On June 12th, North Bruce Peninsula Council learned of the importance of the Victoria Cross (VC) and recipient John Pearson, who lies in the North Bruce Eastnor Cemetery, when William (Bill) Streeter presented a delegation to Council.
“Out of one million Canadian men who served in World War I and II, only 81 ever received this distinguished medal, and John Pearson was one of them,” said Streeter, “along with the more famous Billy Bishop who has a museum and airport named after him. In the whole British Commonwealth, more than 100 million soldiers have gone to war but there have only been 1,365 VC medals awarded as the standard is very demanding, requiring “Conspicuous Bravery, Gallantry, and Commitment to Duty”. Bruce County has had more than 5,000 men go to war since the Boer War in 1899 and we have never had one that was awarded a Victoria Cross.
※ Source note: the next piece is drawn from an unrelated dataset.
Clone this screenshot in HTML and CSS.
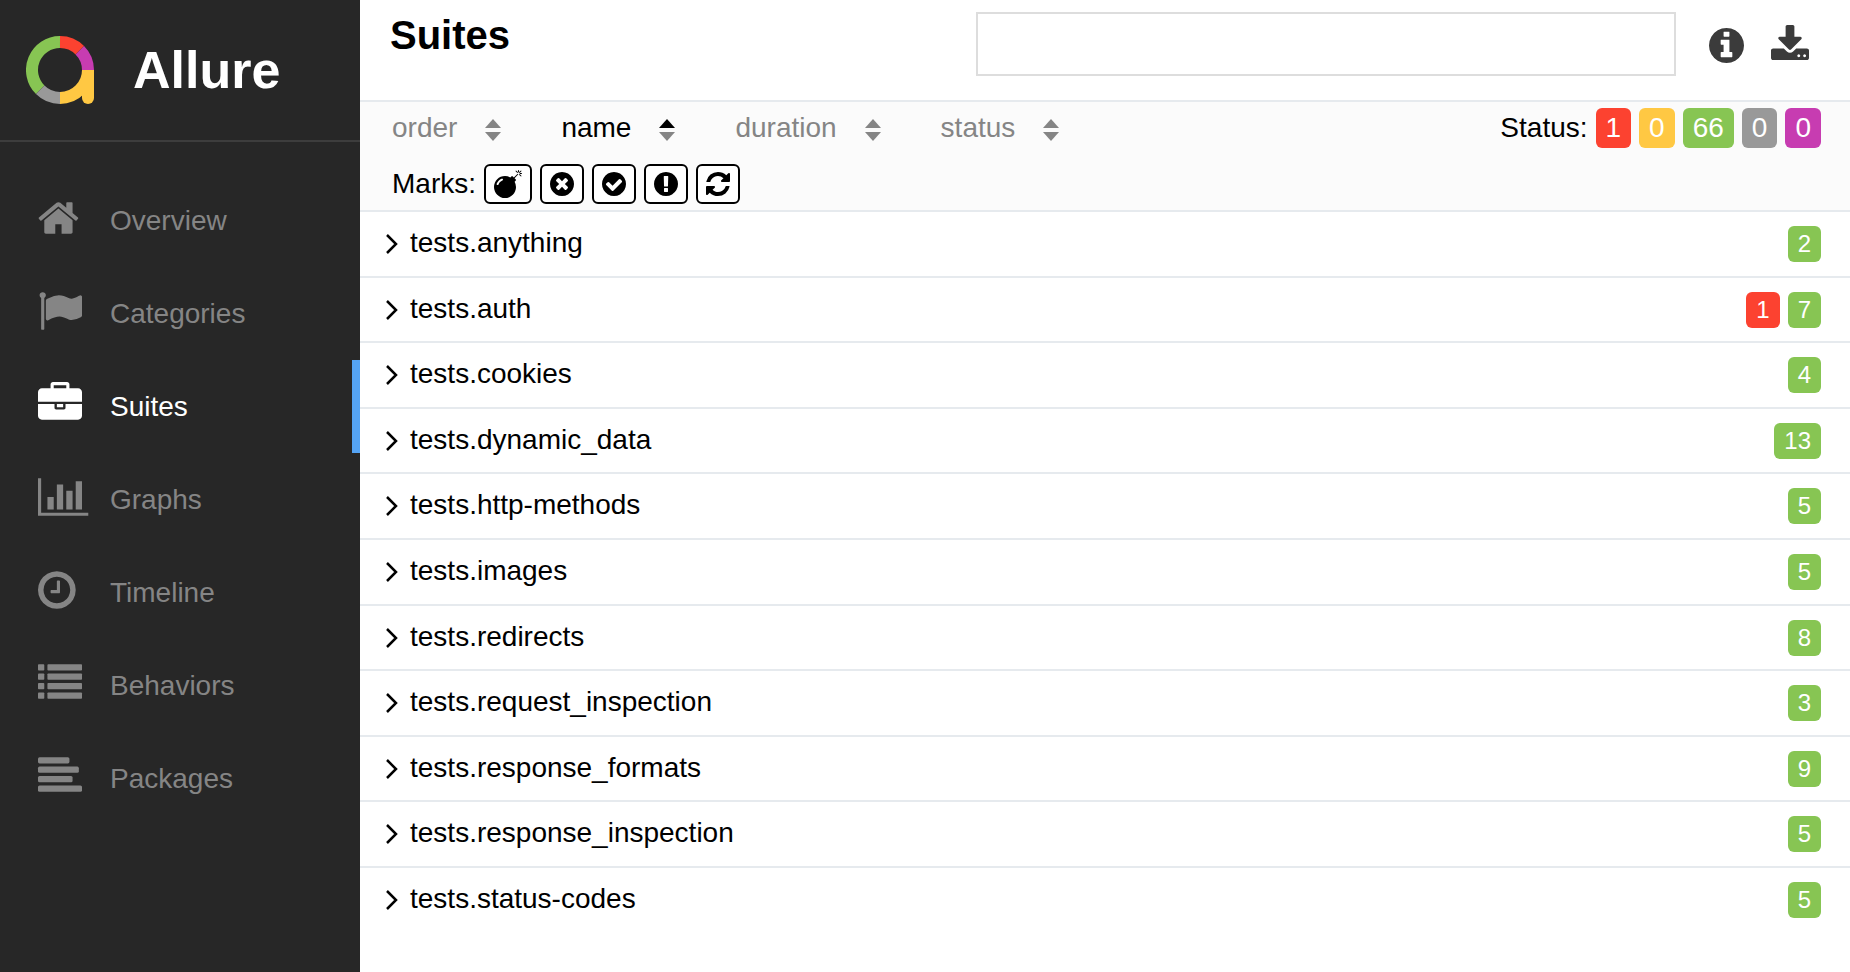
FILE: index.html
```html
<!DOCTYPE html>
<html lang="en">
<head>
<meta charset="utf-8">
<title>Allure Report - Suites</title>
<link rel="stylesheet" href="styles.css">
</head>
<body>
<div class="app">
  <aside class="side">
    <a class="brand" href="#">
      <svg class="brand-logo" viewBox="0 0 68 68" aria-hidden="true" fill="none" stroke-width="12">
        <path stroke="#87c553" d="M34 6A28 28 0 0 0 14.2 53.8"/>
        <path stroke="#999" d="M14.2 53.8A28 28 0 0 0 34 62"/>
        <path stroke="#fc4230" d="M34 6A28 28 0 0 1 53.8 14.2"/>
        <path stroke="#c73cb1" d="M53.8 14.2A28 28 0 0 1 62 34"/>
        <path stroke="#ffc843" d="M62 34A28 28 0 0 1 34 62"/>
        <path fill="#ffc843" d="M56 34h12v28a6 6 0 0 1-12 0z"/>
      </svg>
      <span class="brand-name">Allure</span>
    </a>
    <nav class="nav">
      <a class="nav-item" href="#">
        <span class="nav-icon"><svg viewBox="64 0 1792 1792" aria-hidden="true"><path d="M1472 992v480q0 26-19 45t-45 19h-384v-384h-256v384h-384q-26 0-45-19t-19-45v-480q0-1 .5-3t.5-3l575-474 575 474q1 2 1 6zm223-69l-62 74q-8 9-21 11h-3q-13 0-21-7l-692-577-692 577q-12 8-24 7-13-2-21-11l-62-74q-8-10-7-23.500t11-21.500l719-599q32-26 76-26t76 26l244 204v-195q0-14 9-23t23-9h192q14 0 23 9t9 23v408l219 182q10 8 11 21.500t-7 23.500z"/></svg></span>
        Overview</a>
      <a class="nav-item" href="#">
        <span class="nav-icon"><svg viewBox="0 0 1792 1792" aria-hidden="true"><path d="M320 256q0 72-64 110v1266q0 13-9.500 22.500t-22.500 9.500h-64q-13 0-22.500-9.500t-9.500-22.500v-1266q-64-38-64-110 0-53 37.500-90.500t90.500-37.500 90.500 37.500 37.500 90.500zm1472 64v763q0 25-12.500 38.500t-39.500 27.500q-215 116-369 116-61 0-123.500-22t-108.500-48-115.500-48-142.500-22q-192 0-464 146-17 9-33 9-26 0-45-19t-19-45v-742q0-32 31-55 21-14 79-43 236-120 421-120 107 0 200 29t219 88q38 19 88 19 54 0 117.500-21t110-47 88-47 54.500-21q26 0 45 19t19 45z"/></svg></span>
        Categories</a>
      <a class="nav-item nav-item-active" href="#" aria-current="page">
        <span class="nav-icon"><svg viewBox="0 0 1792 1792" aria-hidden="true"><path d="M640 256h512v-128h-512v128zm1152 640v480q0 66-47 113t-113 47h-1472q-66 0-113-47t-47-113v-480h672v160q0 26 19 45t45 19h320q26 0 45-19t19-45v-160h672zm-768 0v128h-256v-128h256zm768-480v384h-1792v-384q0-66 47-113t113-47h352v-160q0-40 28-68t68-28h576q40 0 68 28t28 68v160h352q66 0 113 47t47 113z"/></svg></span>
        Suites</a>
      <a class="nav-item" href="#">
        <span class="nav-icon"><svg viewBox="0 0 1792 1792" aria-hidden="true"><path d="M640 896v512h-256v-512h256zm384-512v1024h-256v-1024h256zm1024 1152v128h-2048v-1536h128v1408h1920zm-640-896v768h-256v-768h256zm384-384v1152h-256v-1152h256z"/></svg></span>
        Graphs</a>
      <a class="nav-item" href="#">
        <span class="nav-icon"><svg viewBox="128 0 1792 1792" aria-hidden="true"><path d="M1024 544v448q0 14-9 23t-23 9h-320q-14 0-23-9t-9-23v-64q0-14 9-23t23-9h224v-352q0-14 9-23t23-9h64q14 0 23 9t9 23zm416 352q0-148-73-273t-198-198-273-73-273 73-198 198-73 273 73 273 198 198 273 73 273-73 198-198 73-273zm224 0q0 209-103 385.500t-279.500 279.500-385.500 103-385.500-103-279.500-279.500-103-385.500 103-385.500 279.500-279.500 385.500-103 385.500 103 279.500 279.500 103 385.500z"/></svg></span>
        Timeline</a>
      <a class="nav-item" href="#">
        <span class="nav-icon"><svg viewBox="0 0 1792 1792" aria-hidden="true"><rect y="128" width="256" height="256" rx="32"/><rect x="384" y="128" width="1408" height="256" rx="32"/><rect y="512" width="256" height="256" rx="32"/><rect x="384" y="512" width="1408" height="256" rx="32"/><rect y="896" width="256" height="256" rx="32"/><rect x="384" y="896" width="1408" height="256" rx="32"/><rect y="1280" width="256" height="256" rx="32"/><rect x="384" y="1280" width="1408" height="256" rx="32"/></svg></span>
        Behaviors</a>
      <a class="nav-item" href="#">
        <span class="nav-icon"><svg viewBox="0 0 1792 1792" aria-hidden="true"><rect y="128" width="1280" height="256" rx="64"/><rect y="512" width="1664" height="256" rx="64"/><rect y="896" width="1408" height="256" rx="64"/><rect y="1280" width="1792" height="256" rx="64"/></svg></span>
        Packages</a>
    </nav>
  </aside>

  <main class="main">
    <header class="head">
      <h1 class="title">Suites</h1>
      <input class="search" type="text" aria-label="Search suites">
      <button class="tool" type="button" aria-label="Information"><svg class="info-icon" viewBox="128 0 1536 1792" aria-hidden="true"><path d="M1152 1376v-160q0-14-9-23t-23-9h-96v-512q0-14-9-23t-23-9h-320q-14 0-23 9t-9 23v160q0 14 9 23t23 9h96v320h-96q-14 0-23 9t-9 23v160q0 14 9 23t23 9h448q14 0 23-9t9-23zm-128-896v-160q0-14-9-23t-23-9h-192q-14 0-23 9t-9 23v160q0 14 9 23t23 9h192q14 0 23-9t9-23zm640 416q0 209-103 385.500t-279.500 279.500-385.500 103-385.500-103-279.500-279.500-103-385.500 103-385.500 279.500-279.500 385.500-103 385.500 103 279.500 279.500 103 385.500z"/></svg></button>
      <button class="tool" type="button" aria-label="Download CSV"><svg class="download-icon" viewBox="64 0 1664 1792" aria-hidden="true"><path d="M1344 1344q0-26-19-45t-45-19-45 19-19 45 19 45 45 19 45-19 19-45zm256 0q0-26-19-45t-45-19-45 19-19 45 19 45 45 19 45-19 19-45zm128-224v320q0 40-28 68t-68 28h-1472q-40 0-68-28t-28-68v-320q0-40 28-68t68-28h465l135 136q58 56 136 56t136-56l136-136h464q40 0 68 28t28 68zm-325-569q17 41-14 70l-448 448q-18 19-45 19t-45-19l-448-448q-31-29-14-70 17-39 59-39h256v-448q0-26 19-45t45-19h256q26 0 45 19t19 45v448h256q42 0 59 39z"/></svg></button>
    </header>

    <section class="controls" aria-label="Sorting and filters">
      <div class="control-row">
        <div class="sorters">
          <button class="sorter" type="button">order <svg class="sort-icon" viewBox="0 0 16 22" aria-hidden="true"><path d="M0 9 8 0l8 9z"/><path d="M0 13h16l-8 9z"/></svg></button>
          <button class="sorter sorter-active" type="button">name <svg class="sort-icon" viewBox="0 0 16 22" aria-hidden="true"><path class="sort-on" d="M0 9 8 0l8 9z"/><path d="M0 13h16l-8 9z"/></svg></button>
          <button class="sorter" type="button">duration <svg class="sort-icon" viewBox="0 0 16 22" aria-hidden="true"><path d="M0 9 8 0l8 9z"/><path d="M0 13h16l-8 9z"/></svg></button>
          <button class="sorter" type="button">status <svg class="sort-icon" viewBox="0 0 16 22" aria-hidden="true"><path d="M0 9 8 0l8 9z"/><path d="M0 13h16l-8 9z"/></svg></button>
        </div>
        <div class="filters">
          <span>Status:</span>
          <button class="filter failed" type="button" aria-label="Failed: 1">1</button>
          <button class="filter broken" type="button" aria-label="Broken: 0">0</button>
          <button class="filter passed" type="button" aria-label="Passed: 66">66</button>
          <button class="filter skipped" type="button" aria-label="Skipped: 0">0</button>
          <button class="filter unknown" type="button" aria-label="Unknown: 0">0</button>
        </div>
      </div>
      <div class="filters">
        <span>Marks:</span>
        <button class="mark" type="button" aria-label="Flaky"><svg class="bomb-icon" viewBox="0 0 1792 1792" aria-hidden="true"><path d="M571 589q-10-25-34-35t-49 0q-108 44-191 127t-127 191q-10 25 0 49t35 34q13 5 24 5 42 0 60-40 34-84 98.500-148.500t148.500-98.500q25-11 35-35t0-49zm942-356l46 46-244 243 68 68q19 19 19 45.500t-19 45.500l-64 64q89 161 89 343 0 143-55.500 273.500t-150 225-225 150-273.500 55.500-273.500-55.500-225-150-150-225-55.500-273.500 55.500-273.500 150-225 225-150 273.500-55.500q182 0 343 89l64-64q19-19 45.500-19t45.500 19l68 68zm8-56q-10 10-22 10-13 0-23-10l-91-90q-9-10-9-23t9-23q10-9 23-9t23 9l90 91q10 9 10 22.500t-10 22.500zm230 230q-11 9-23 9t-23-9l-90-91q-10-9-10-22.500t10-22.500q9-10 22.500-10t22.500 10l91 90q9 10 9 23t-9 23zm41-183q0 14-9 23t-23 9h-96q-14 0-23-9t-9-23 9-23 23-9h96q14 0 23 9t9 23zm-192-192v96q0 14-9 23t-23 9-23-9-9-23v-96q0-14 9-23t23-9 23 9 9 23zm151 55l-91 90q-10 10-22 10-13 0-23-10-10-9-10-22.500t10-22.500l90-91q10-9 23-9t23 9q9 10 9 23t-9 23z"/></svg></button>
        <button class="mark" type="button" aria-label="New failed"><svg class="mark-icon" viewBox="128 0 1536 1792" aria-hidden="true"><path d="M1277 1122q0-26-19-45l-181-181 181-181q19-19 19-45 0-27-19-46l-90-90q-19-19-46-19-26 0-45 19l-181 181-181-181q-19-19-45-19-27 0-46 19l-90 90q-19 19-19 46 0 26 19 45l181 181-181 181q-19 19-19 45 0 27 19 46l90 90q19 19 46 19 26 0 45-19l181-181 181 181q19 19 45 19 27 0 46-19l90-90q19-19 19-46zm387-226q0 209-103 385.500t-279.500 279.500-385.500 103-385.500-103-279.500-279.500-103-385.500 103-385.500 279.500-279.500 385.500-103 385.500 103 279.500 279.500 103 385.500z"/></svg></button>
        <button class="mark" type="button" aria-label="New passed"><svg class="mark-icon" viewBox="128 0 1536 1792" aria-hidden="true"><path d="M1412 734q0-28-18-46l-91-90q-19-19-45-19t-45 19l-408 407-226-226q-19-19-45-19t-45 19l-91 90q-18 18-18 46 0 27 18 45l362 362q19 19 45 19 27 0 46-19l543-543q18-18 18-45zm252 162q0 209-103 385.500t-279.500 279.500-385.500 103-385.500-103-279.500-279.500-103-385.500 103-385.500 279.500-279.500 385.500-103 385.500 103 279.500 279.500 103 385.500z"/></svg></button>
        <button class="mark" type="button" aria-label="New broken"><svg class="mark-icon" viewBox="128 0 1536 1792" aria-hidden="true"><path d="M896 128q209 0 385.500 103t279.500 279.500 103 385.500-103 385.500-279.500 279.500-385.500 103-385.500-103-279.500-279.500-103-385.500 103-385.500 279.500-279.500 385.500-103zm128 1247v-190q0-14-9-23.500t-22-9.500h-192q-13 0-23 10t-10 23v190q0 13 10 23t23 10h192q13 0 22-9.500t9-23.500zm-2-344l18-621q0-12-10-18-10-8-24-8h-220q-14 0-24 8-10 6-10 18l17 621q0 10 10 17.500t24 7.500h185q14 0 23.500-7.500t10.500-17.500z"/></svg></button>
        <button class="mark" type="button" aria-label="Retried"><svg class="mark-icon" viewBox="128 0 1536 1792" aria-hidden="true"><path d="M1639 1056q0 5-1 7-64 268-268 434.500t-478 166.500q-146 0-282.500-55t-243.500-157l-129 129q-19 19-45 19t-45-19-19-45v-448q0-26 19-45t45-19h448q26 0 45 19t19 45-19 45l-137 137q71 66 161 102t187 36q134 0 250-65t186-179q11-17 53-117 8-23 30-23h192q13 0 22.500 9.500t9.500 22.500zm25-800v448q0 26-19 45t-45 19h-448q-26 0-45-19t-19-45 19-45l138-138q-148-137-349-137-134 0-250 65t-186 179q-11 17-53 117-8 23-30 23h-199q-13 0-22.500-9.500t-9.500-22.500v-7q65-268 270-434.500t480-166.500q146 0 284 55.500t245 156.500l130-129q19-19 45-19t45 19 19 45z"/></svg></button>
      </div>
    </section>

    <div class="tree">
      <a class="node" href="#"><svg class="chevron" viewBox="0 0 12 20" aria-hidden="true"><path d="M1 1l9 9-9 9"/></svg><span class="node-name">tests.anything</span><span class="counts"><span class="count passed">2</span></span></a>
      <a class="node" href="#"><svg class="chevron" viewBox="0 0 12 20" aria-hidden="true"><path d="M1 1l9 9-9 9"/></svg><span class="node-name">tests.auth</span><span class="counts"><span class="count failed">1</span><span class="count passed">7</span></span></a>
      <a class="node" href="#"><svg class="chevron" viewBox="0 0 12 20" aria-hidden="true"><path d="M1 1l9 9-9 9"/></svg><span class="node-name">tests.cookies</span><span class="counts"><span class="count passed">4</span></span></a>
      <a class="node" href="#"><svg class="chevron" viewBox="0 0 12 20" aria-hidden="true"><path d="M1 1l9 9-9 9"/></svg><span class="node-name">tests.dynamic_data</span><span class="counts"><span class="count passed">13</span></span></a>
      <a class="node" href="#"><svg class="chevron" viewBox="0 0 12 20" aria-hidden="true"><path d="M1 1l9 9-9 9"/></svg><span class="node-name">tests.http-methods</span><span class="counts"><span class="count passed">5</span></span></a>
      <a class="node" href="#"><svg class="chevron" viewBox="0 0 12 20" aria-hidden="true"><path d="M1 1l9 9-9 9"/></svg><span class="node-name">tests.images</span><span class="counts"><span class="count passed">5</span></span></a>
      <a class="node" href="#"><svg class="chevron" viewBox="0 0 12 20" aria-hidden="true"><path d="M1 1l9 9-9 9"/></svg><span class="node-name">tests.redirects</span><span class="counts"><span class="count passed">8</span></span></a>
      <a class="node" href="#"><svg class="chevron" viewBox="0 0 12 20" aria-hidden="true"><path d="M1 1l9 9-9 9"/></svg><span class="node-name">tests.request_inspection</span><span class="counts"><span class="count passed">3</span></span></a>
      <a class="node" href="#"><svg class="chevron" viewBox="0 0 12 20" aria-hidden="true"><path d="M1 1l9 9-9 9"/></svg><span class="node-name">tests.response_formats</span><span class="counts"><span class="count passed">9</span></span></a>
      <a class="node" href="#"><svg class="chevron" viewBox="0 0 12 20" aria-hidden="true"><path d="M1 1l9 9-9 9"/></svg><span class="node-name">tests.response_inspection</span><span class="counts"><span class="count passed">5</span></span></a>
      <a class="node" href="#"><svg class="chevron" viewBox="0 0 12 20" aria-hidden="true"><path d="M1 1l9 9-9 9"/></svg><span class="node-name">tests.status-codes</span><span class="counts"><span class="count passed">5</span></span></a>
    </div>
  </main>
</div>
</body>
</html>
```
FILE: styles.css
```css
* {
  box-sizing: border-box;
}

body {
  margin: 0;
  font-family: "Liberation Sans", Arial, Helvetica, sans-serif;
  font-size: 28px;
  line-height: 1.2;
  color: #000;
  background: #fff;
}

a {
  color: inherit;
  text-decoration: none;
}

button {
  margin: 0;
  padding: 0;
  border: 0;
  background: none;
  color: inherit;
  font: inherit;
  cursor: pointer;
}

svg {
  display: block;
  flex: none;
  fill: currentColor;
  fill-rule: evenodd;
}

.app {
  display: flex;
  min-height: 100vh;
}

/* Sidebar */
.side {
  flex: none;
  width: 360px;
  background: #272727;
  color: #858585;
}

.brand {
  display: flex;
  align-items: center;
  gap: 39px;
  height: 142px;
  padding-left: 26px;
  border-bottom: 2px solid #3d3d3d;
}

.brand-logo {
  width: 68px;
  fill: none;
}

.brand-name {
  font-size: 52px;
  font-weight: bold;
  line-height: 60px;
  color: #fff;
}

.nav {
  padding-top: 32px;
}

.nav-item {
  display: flex;
  align-items: center;
  height: 93px;
  padding-left: 38px;
  border-right: 8px solid transparent;
}

.nav-item-active {
  color: #fff;
  border-right-color: #55a4f4;
}

.nav-icon {
  width: 72px;
  margin-bottom: 6px;
}

.nav-icon svg {
  width: 44px;
  height: 44px;
  overflow: visible;
}

/* Header */
.main {
  flex: 1;
  min-width: 0;
}

.head {
  display: flex;
  align-items: flex-start;
  padding: 12px 41px 24px 30px;
  border-bottom: 2px solid #e6eaee;
}

.title {
  flex: 1;
  margin: 0;
  font-size: 40px;
  line-height: 46px;
}

.search {
  width: calc(50% - 9px);
  height: 64px;
  margin-right: 6px;
  padding: 0 16px;
  border: 2px solid #ddd;
  background: #fff;
  font: inherit;
}

.tool {
  margin-top: 13px;
  margin-left: 27px;
  color: #3b3b3b;
}

.info-icon {
  width: 35px;
  height: 41px;
}

.download-icon {
  width: 38px;
  height: 41px;
}

/* Sorting and filters */
.controls {
  display: grid;
  gap: 16px;
  padding: 6px 29px 6px 32px;
  border-bottom: 2px solid #e6eaee;
  background: #fbfbfb;
}

.control-row {
  display: flex;
  justify-content: space-between;
}

.sorters {
  display: flex;
  gap: 60px;
}

.sorter {
  display: flex;
  align-items: center;
  gap: 28px;
  color: #858585;
}

.sorter-active {
  color: #000;
}

.sort-icon {
  width: 16px;
  height: 22px;
  margin-top: 4px;
  color: #858585;
}

.sort-on {
  fill: #000;
}

.filters {
  display: flex;
  align-items: center;
  gap: 8px;
}

.filter {
  height: 40px;
  padding: 0 10px;
  border-radius: 6px;
  color: #fff;
}

.mark {
  height: 40px;
  padding: 0 8px;
  border: 2px solid #000;
  border-radius: 6px;
  background: #fff;
}

.mark-icon {
  width: 24px;
  height: 28px;
}

.bomb-icon {
  width: 28px;
  height: 28px;
}

.failed {
  background: #fc4230;
}

.broken {
  background: #ffc843;
}

.passed {
  background: #87c553;
}

.skipped {
  background: #999;
}

.unknown {
  background: #c73cb1;
}

/* Suite list */
.node {
  display: flex;
  align-items: flex-start;
  padding: 14px 29px 16px 26px;
  border-bottom: 2px solid #e6eaee;
}

.node:last-child {
  border-bottom: 0;
}

.chevron {
  width: 12px;
  height: 20px;
  margin: 8px 12px 0 0;
  overflow: visible;
  fill: none;
  stroke: #000;
  stroke-width: 2.5;
}

.node-name {
  flex: 1;
}

.counts {
  display: flex;
  gap: 8px;
  margin-bottom: -4px;
}

.count {
  padding: 0 10px;
  border-radius: 6px;
  color: #fff;
  font-size: 24px;
  line-height: 36px;
}
```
In fact, only 81 Canadians have ever received one and John Pearson lies right here in Bruce County.
Streeter said that it was thanks to ‘Bruce Remembers’ that he learned of John Pearson and visited his grave in the Eastnor Township Cemetery, where he was buried in 1892, with only a small headstone.
In 1964, 59 years ago, a Commemorative Plaque was unveiled in Lion’s Head honouring John Pearson with much fanfare. “I have found a lot of information that was shared from that event and that tells a his fighting in Crimea and India and the event, the India Army Mutinies of 1857, for which he was awarded his Victoria Cross.”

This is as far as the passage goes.